In the lobby , coming down from an apparent pow wow with former President George W. Bush, who is officing at 5950 Berkshire Lane. (Dave Perry-Miller’s office is in suite 100, with a full view of the lobby.) Matthew was wearing faded 501 jeans, a white cotton button down, had a leather satchel tossed over his shoulder… just sauntered right through the lobby over there before we could grab any shots. Or him.
Maybe the Preston Hollow Lucky Sperm Club had a chapter meeting in that building?
I live in Mckinney, Tx. and was on my way home from Germany yesterday. He was on my flight from Newark, NJ. to DFW last night. He’s a very nice personable guy. You don’t really see that too much with these Hollywood stars.
Oh, I wish I could see him in person.
He is beautiful.
I think he was looking for me.
And sounds like he stayed at the Crescent according to my friend who works at Merrill Lynch and gazed longingly at him from across the lobby…(eyes fluttering)
Hmmm, wonder how Crescent valet guys managed to park his trailer….

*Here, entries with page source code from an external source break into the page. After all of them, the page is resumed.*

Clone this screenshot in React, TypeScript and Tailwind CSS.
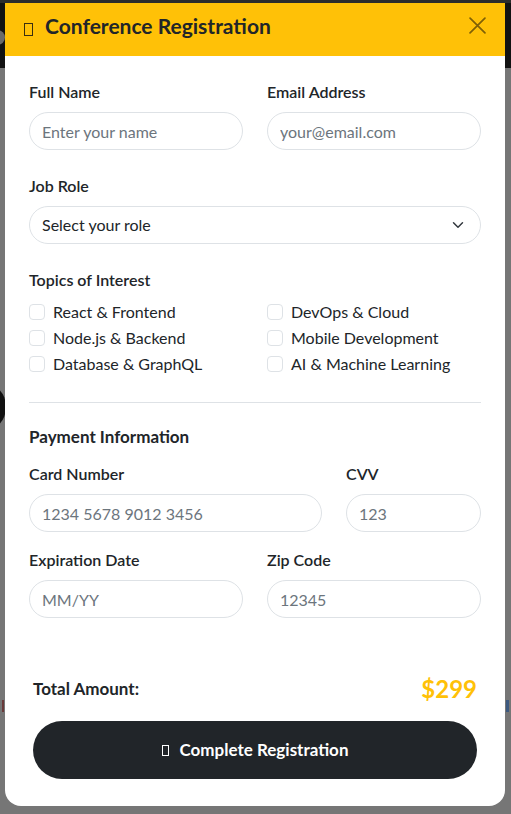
import React from "react";

const Tofu = ({ className }: { className: string }) => (
  <span className={"inline-block shrink-0 border-[1.5px] " + className} />
);

const Field = ({ label, placeholder }: { label: string; placeholder: string }) => (
  <div className="flex flex-col">
    <label className="mb-2 text-[16px] font-semibold leading-6 text-[#212529]">{label}</label>
    <input
      placeholder={placeholder}
      className="h-[38px] w-full rounded-full border border-[#dee2e6] bg-white px-3 text-[16px] text-[#212529] outline-none placeholder:text-[#6c757d]"
    />
  </div>
);

const Check = ({ label }: { label: string }) => (
  <label className="flex h-6 items-center gap-2 text-[16px] text-[#212529]">
    <span className="h-4 w-4 shrink-0 rounded-[4px] border border-[#dee2e6] bg-white" />
    <span>{label}</span>
  </label>
);

export default function App() {
  return (
    <div
      className="relative h-[814px] w-[511px] overflow-hidden bg-[#767676]"
      style={{ fontFamily: "Lato, 'Liberation Sans', sans-serif" }}
    >
      {/* dimmed page behind the modal */}
      <div className="absolute inset-x-0 top-0 h-[68px] bg-[#121212]" />
      <div className="absolute inset-x-0 top-0 h-[3px] bg-[#2c2c2c]" />
      <div className="absolute left-[-10px] top-[30px] h-[15px] w-[15px] rounded-full bg-[#6a6a6a]" />
      <div className="absolute left-[-40px] top-[383px] h-[48px] w-[46px] rounded-full bg-[#111]" />
      <div className="absolute left-[2px] top-[700px] h-[12px] w-[2px] bg-[#6a3a3a]" />
      <div className="absolute left-[506px] top-[700px] h-[12px] w-[3px] bg-[#3d5a80]" />

      <div className="relative ml-[5px] mt-[3px] w-[500px] overflow-hidden rounded-b-2xl bg-white">
        {/* header */}
        <div className="flex h-[53px] items-center justify-between bg-[#ffc107] pb-[7px] pl-[19px] pr-4">
          <div className="flex items-center">
            <Tofu className="mr-3 mt-[7px] h-[13px] w-[9px] border-[#3a2f10]" />
            <h2 className="text-[21px] font-bold leading-7 text-[#212529]">Conference Registration</h2>
          </div>
          <button className="mb-[2px] flex h-6 w-6 items-center justify-center">
            <svg width="17" height="17" viewBox="0 0 16 16" fill="none" stroke="#7f6006" strokeWidth="1.6" strokeLinecap="round">
              <path d="M1 1L15 15M15 1L1 15" />
            </svg>
          </button>
        </div>

        {/* body */}
        <div className="px-6 pt-6">
          <div className="grid grid-cols-2 gap-x-6">
            <Field label="Full Name" placeholder="Enter your name" />
            <Field label="Email Address" placeholder="your@email.com" />
          </div>

          <div className="mt-6 flex flex-col">
            <label className="mb-2 text-[16px] font-semibold leading-6 text-[#212529]">Job Role</label>
            <div className="flex h-[38px] items-center justify-between rounded-full border border-[#dee2e6] pl-3 pr-4 text-[16px] text-[#212529]">
              <span>Select your role</span>
              <svg width="12" height="12" viewBox="0 0 16 16" fill="none" stroke="#343a40" strokeWidth="2" strokeLinecap="round" strokeLinejoin="round">
                <path d="M2 5l6 6 6-6" />
              </svg>
            </div>
          </div>

          <div className="mt-6">
            <div className="mb-2 text-[16px] font-semibold leading-6 text-[#212529]">Topics of Interest</div>
            <div className="grid grid-cols-2 gap-x-6 gap-y-0.5">
              <Check label="React & Frontend" />
              <Check label="DevOps & Cloud" />
              <Check label="Node.js & Backend" />
              <Check label="Mobile Development" />
              <Check label="Database & GraphQL" />
              <Check label="AI & Machine Learning" />
            </div>
          </div>

          <hr className="mb-[22px] mt-[26px] border-t border-[#dee2e6]" />

          <div className="mb-[13px] text-[17px] font-bold leading-6 text-[#212529]">Payment Information</div>
          <div className="grid grid-cols-[1fr_135px] gap-x-6">
            <Field label="Card Number" placeholder="1234 5678 9012 3456" />
            <Field label="CVV" placeholder="123" />
          </div>
          <div className="mt-4 grid grid-cols-2 gap-x-6">
            <Field label="Expiration Date" placeholder="MM/YY" />
            <Field label="Zip Code" placeholder="12345" />
          </div>
        </div>

        {/* footer */}
        <div className="px-7 pb-[27px] pt-[55px]">
          <div className="flex h-8 items-center justify-between">
            <span className="text-[17px] font-bold text-[#212529]">Total Amount:</span>
            <span className="text-[24px] font-bold text-[#ffc107]">$299</span>
          </div>
          <button className="mt-4 flex h-[58px] w-full items-center justify-center rounded-full bg-[#212529] text-[17px] font-bold text-white">
            <Tofu className="mr-[11px] h-[11px] w-[7px] border-white" />
            Complete Registration
          </button>
        </div>
      </div>
    </div>
  );
}
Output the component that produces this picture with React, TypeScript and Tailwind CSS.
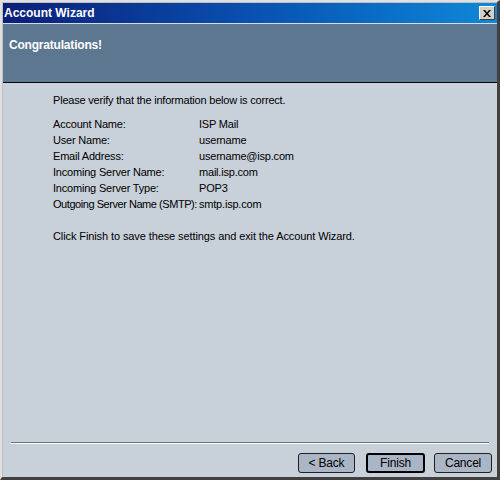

@ Crafty – In order for one to look as if they had just flown in from “the land of beef” which Matthew recently recorded a voiceover for, one must always wear the “I’m just a regular guy uniform” which Candy described perfectly, and pull up to formal venues in a vehicle that is a step above the regular guy’s vehicle but a notch or two below the tool’s vehicle; a vintage Cadillac with longhorns attached to the front bumper would suffice. Trailers are only allowed at sporting events, i.e. flexing muscles gratuitously at the oddest moments in front of perfect strangers. Extra credit is given to those that do not shave for a few days. The ones who diffuse every room they occupy with the scent of woodchips and saddle leather are recognized in the following month’s issue of “Regular Guy/Extraordinary Life.”
Well, it couldn’t have really been him – it says so right in the description that this person was wearing “a white cotton button down”
Two asses having a meeting…big deal.
As opposed to the common phrase “meeting of the minds” would the meeting you referred to be a “meeting of the asses?” I’ll stop here and not consider the proceedings of that meeting and do not want to begin considering all that would be necessary for such a meeting to occur…but I’ll bet the minutes for that meeting would be interesting to review!